- **Work instructions**
Gather the lines from the material that contain "components".

[Entries taken from a collection]
::::::::::

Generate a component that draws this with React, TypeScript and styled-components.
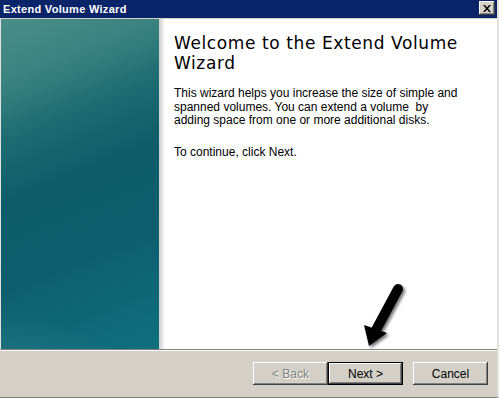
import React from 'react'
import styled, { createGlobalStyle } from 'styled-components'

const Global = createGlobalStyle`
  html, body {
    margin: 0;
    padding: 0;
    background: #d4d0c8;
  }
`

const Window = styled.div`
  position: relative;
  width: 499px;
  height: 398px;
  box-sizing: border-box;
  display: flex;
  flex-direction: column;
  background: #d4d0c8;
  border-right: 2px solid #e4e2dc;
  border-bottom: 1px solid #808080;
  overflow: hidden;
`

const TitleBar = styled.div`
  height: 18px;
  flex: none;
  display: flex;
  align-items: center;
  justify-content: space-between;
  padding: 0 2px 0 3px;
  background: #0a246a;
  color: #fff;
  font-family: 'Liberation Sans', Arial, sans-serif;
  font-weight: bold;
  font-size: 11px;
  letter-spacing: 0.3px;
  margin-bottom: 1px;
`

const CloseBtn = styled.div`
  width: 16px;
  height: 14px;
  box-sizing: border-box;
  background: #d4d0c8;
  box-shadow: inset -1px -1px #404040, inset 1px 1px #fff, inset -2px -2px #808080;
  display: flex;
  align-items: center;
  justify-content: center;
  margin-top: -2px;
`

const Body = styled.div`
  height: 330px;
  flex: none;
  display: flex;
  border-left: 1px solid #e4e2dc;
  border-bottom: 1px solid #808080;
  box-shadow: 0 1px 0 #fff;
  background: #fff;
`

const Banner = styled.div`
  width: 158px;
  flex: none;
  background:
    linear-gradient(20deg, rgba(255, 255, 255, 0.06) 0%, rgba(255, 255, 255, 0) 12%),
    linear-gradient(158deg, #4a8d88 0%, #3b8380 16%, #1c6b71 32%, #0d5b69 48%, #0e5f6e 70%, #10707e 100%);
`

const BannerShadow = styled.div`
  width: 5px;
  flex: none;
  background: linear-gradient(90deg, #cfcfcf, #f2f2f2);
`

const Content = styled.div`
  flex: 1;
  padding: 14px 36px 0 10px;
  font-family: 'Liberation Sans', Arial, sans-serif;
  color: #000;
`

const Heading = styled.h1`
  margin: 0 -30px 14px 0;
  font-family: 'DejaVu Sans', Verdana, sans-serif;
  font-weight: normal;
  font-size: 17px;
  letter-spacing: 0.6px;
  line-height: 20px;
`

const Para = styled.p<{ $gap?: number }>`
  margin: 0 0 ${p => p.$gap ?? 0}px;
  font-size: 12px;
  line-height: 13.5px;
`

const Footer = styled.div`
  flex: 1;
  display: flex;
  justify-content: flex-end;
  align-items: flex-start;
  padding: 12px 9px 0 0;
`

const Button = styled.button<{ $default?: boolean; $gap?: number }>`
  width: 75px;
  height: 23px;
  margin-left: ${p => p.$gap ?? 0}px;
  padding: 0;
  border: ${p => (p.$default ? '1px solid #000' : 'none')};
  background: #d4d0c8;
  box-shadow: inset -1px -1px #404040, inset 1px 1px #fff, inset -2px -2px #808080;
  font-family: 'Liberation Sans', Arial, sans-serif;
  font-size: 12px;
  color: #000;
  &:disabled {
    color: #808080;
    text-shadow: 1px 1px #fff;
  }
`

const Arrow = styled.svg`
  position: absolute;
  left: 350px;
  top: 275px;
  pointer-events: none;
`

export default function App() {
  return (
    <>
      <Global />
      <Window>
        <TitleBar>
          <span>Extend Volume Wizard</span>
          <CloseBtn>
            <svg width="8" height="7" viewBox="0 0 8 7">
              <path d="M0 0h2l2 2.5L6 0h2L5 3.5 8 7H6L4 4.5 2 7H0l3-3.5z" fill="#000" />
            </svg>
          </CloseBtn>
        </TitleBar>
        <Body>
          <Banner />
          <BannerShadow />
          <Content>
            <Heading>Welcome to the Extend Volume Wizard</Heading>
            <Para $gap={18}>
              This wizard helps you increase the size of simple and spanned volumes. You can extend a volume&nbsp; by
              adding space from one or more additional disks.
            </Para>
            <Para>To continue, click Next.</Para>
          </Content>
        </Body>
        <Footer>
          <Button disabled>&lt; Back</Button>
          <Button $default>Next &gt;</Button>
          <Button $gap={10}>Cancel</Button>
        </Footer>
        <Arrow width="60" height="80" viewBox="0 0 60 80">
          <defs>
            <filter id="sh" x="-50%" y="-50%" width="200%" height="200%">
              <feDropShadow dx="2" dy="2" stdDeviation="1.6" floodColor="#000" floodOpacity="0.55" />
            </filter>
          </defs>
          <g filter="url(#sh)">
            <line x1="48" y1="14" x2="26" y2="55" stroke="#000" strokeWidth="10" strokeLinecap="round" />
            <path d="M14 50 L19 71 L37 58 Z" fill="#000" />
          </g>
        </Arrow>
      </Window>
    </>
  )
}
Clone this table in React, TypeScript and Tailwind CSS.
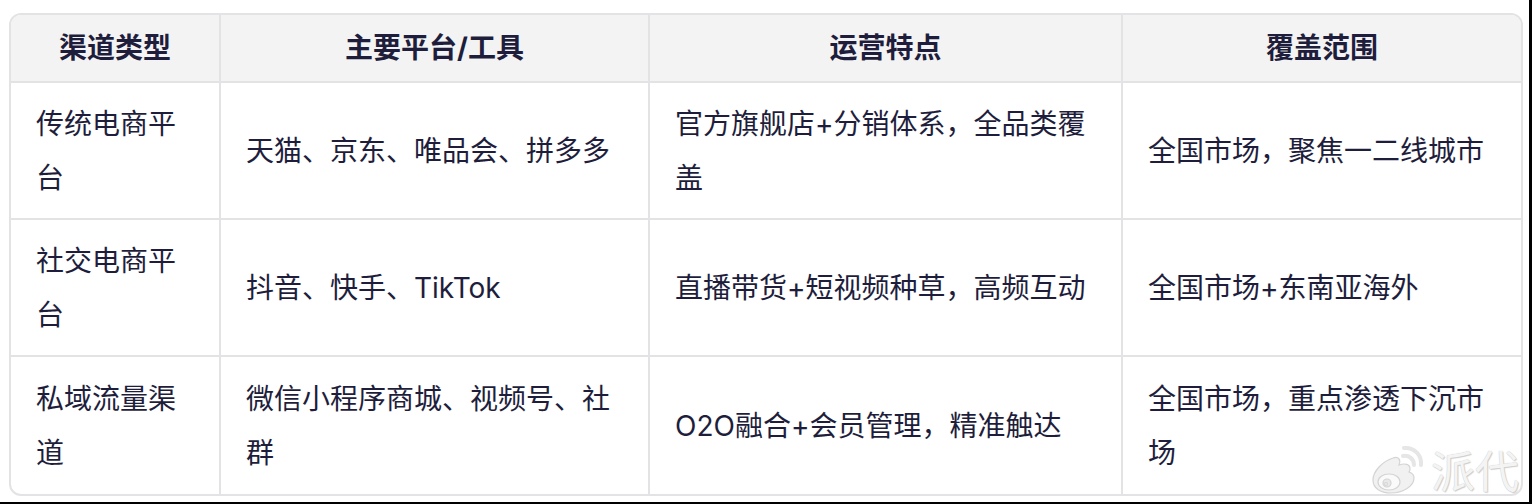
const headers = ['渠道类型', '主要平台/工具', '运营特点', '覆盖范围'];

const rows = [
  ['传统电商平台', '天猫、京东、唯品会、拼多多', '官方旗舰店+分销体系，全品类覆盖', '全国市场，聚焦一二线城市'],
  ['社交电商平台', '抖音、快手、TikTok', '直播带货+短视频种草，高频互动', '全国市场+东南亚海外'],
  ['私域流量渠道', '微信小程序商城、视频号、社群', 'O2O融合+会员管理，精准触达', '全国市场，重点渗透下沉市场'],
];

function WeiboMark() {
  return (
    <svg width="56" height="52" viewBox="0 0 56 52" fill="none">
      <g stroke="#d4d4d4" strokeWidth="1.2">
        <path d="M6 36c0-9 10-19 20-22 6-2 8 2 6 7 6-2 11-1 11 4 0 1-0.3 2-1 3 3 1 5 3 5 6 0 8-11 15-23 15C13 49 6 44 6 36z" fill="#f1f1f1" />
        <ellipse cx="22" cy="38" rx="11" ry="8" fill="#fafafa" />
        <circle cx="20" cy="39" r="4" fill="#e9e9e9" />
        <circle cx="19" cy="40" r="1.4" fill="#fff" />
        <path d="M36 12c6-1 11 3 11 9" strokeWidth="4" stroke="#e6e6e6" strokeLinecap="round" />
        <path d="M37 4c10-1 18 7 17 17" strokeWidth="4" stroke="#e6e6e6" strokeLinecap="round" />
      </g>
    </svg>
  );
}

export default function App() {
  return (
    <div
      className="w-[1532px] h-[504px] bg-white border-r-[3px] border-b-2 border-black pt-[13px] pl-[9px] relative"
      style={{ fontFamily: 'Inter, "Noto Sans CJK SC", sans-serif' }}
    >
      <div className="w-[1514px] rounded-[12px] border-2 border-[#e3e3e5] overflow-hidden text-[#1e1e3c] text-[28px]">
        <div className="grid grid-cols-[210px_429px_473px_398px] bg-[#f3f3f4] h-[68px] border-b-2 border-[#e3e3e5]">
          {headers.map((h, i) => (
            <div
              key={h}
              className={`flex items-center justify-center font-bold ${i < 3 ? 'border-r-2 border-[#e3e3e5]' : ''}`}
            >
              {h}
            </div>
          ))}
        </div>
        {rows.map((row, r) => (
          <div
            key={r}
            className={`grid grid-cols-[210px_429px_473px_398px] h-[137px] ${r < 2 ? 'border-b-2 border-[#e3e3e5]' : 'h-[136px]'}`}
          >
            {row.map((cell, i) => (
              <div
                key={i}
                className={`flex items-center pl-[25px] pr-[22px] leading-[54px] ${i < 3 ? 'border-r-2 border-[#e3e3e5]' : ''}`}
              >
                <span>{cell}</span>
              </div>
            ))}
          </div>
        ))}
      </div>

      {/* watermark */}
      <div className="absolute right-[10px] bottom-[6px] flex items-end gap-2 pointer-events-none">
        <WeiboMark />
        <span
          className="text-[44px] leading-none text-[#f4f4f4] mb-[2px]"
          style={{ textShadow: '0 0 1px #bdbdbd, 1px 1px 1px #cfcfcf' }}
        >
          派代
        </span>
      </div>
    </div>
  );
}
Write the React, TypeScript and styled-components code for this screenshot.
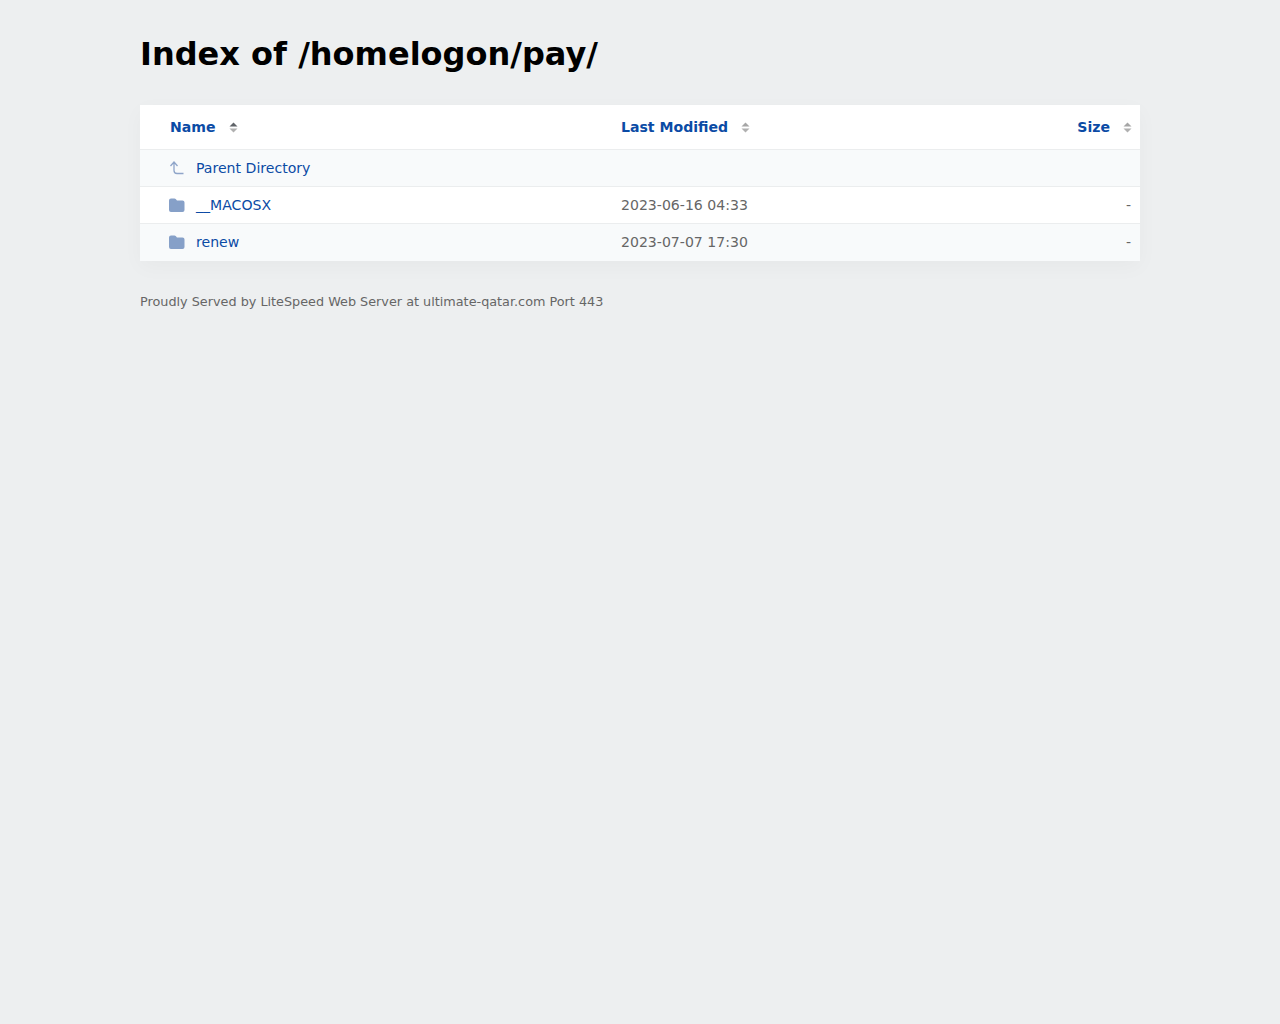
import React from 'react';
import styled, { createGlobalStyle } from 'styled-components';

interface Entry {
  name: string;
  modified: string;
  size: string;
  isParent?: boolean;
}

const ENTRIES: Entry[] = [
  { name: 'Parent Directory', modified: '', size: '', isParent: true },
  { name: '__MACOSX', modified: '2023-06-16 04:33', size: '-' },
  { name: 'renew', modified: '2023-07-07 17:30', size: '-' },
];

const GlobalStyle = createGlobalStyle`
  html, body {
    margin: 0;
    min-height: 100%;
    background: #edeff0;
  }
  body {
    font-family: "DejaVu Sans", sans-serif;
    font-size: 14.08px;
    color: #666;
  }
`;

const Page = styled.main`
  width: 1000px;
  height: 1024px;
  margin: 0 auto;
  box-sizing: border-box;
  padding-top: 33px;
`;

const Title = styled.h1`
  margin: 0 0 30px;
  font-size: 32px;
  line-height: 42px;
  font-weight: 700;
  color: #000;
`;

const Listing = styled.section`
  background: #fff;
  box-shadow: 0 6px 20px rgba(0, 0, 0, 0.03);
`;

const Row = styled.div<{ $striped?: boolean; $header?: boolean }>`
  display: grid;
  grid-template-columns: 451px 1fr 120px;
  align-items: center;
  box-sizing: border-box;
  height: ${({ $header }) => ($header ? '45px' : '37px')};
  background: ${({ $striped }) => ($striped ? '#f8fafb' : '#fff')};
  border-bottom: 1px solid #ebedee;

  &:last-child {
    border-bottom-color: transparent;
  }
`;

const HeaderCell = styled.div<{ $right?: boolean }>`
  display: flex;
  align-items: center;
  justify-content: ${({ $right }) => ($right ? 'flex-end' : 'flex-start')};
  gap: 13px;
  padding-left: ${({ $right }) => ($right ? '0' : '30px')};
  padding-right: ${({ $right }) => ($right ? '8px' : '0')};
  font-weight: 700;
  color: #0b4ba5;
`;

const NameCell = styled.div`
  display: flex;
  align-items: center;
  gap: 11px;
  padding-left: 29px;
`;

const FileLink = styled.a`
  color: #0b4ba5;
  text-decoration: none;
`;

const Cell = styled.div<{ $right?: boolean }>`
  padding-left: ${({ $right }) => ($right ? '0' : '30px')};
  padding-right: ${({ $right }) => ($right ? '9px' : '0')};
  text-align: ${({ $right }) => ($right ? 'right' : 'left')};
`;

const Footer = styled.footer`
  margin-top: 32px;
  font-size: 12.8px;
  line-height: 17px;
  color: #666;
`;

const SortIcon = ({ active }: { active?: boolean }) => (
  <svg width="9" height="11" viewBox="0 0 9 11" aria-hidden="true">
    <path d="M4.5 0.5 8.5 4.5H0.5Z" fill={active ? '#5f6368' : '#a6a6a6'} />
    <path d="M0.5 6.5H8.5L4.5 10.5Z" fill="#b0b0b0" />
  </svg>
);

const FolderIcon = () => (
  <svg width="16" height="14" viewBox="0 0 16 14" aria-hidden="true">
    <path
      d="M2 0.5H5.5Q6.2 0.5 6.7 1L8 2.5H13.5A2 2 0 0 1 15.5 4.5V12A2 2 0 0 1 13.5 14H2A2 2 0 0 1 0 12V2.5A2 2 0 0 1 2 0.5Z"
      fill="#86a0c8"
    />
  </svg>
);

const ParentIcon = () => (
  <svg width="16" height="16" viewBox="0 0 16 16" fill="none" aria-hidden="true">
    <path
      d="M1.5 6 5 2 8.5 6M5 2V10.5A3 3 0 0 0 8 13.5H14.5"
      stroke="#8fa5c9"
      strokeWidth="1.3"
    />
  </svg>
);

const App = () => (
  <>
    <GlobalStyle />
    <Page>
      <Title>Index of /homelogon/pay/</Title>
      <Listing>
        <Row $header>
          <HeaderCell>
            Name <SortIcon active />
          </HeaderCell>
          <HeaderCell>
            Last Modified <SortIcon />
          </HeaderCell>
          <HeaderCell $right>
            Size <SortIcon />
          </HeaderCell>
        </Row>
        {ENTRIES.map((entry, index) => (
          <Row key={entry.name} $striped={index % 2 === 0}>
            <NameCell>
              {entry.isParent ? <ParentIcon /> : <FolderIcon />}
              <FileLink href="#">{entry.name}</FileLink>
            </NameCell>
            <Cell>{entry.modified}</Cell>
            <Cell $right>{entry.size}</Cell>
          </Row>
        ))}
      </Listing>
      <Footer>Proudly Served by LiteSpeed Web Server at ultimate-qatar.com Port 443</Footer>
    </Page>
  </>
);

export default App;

::::::::::

- **Response to this task**
Generate a component that draws this with React, TypeScript and styled-components.
import styled, { createGlobalStyle } from 'styled-components'
Write the React, TypeScript and styled-components code for this screenshot.
import styled, { createGlobalStyle } from 'styled-components';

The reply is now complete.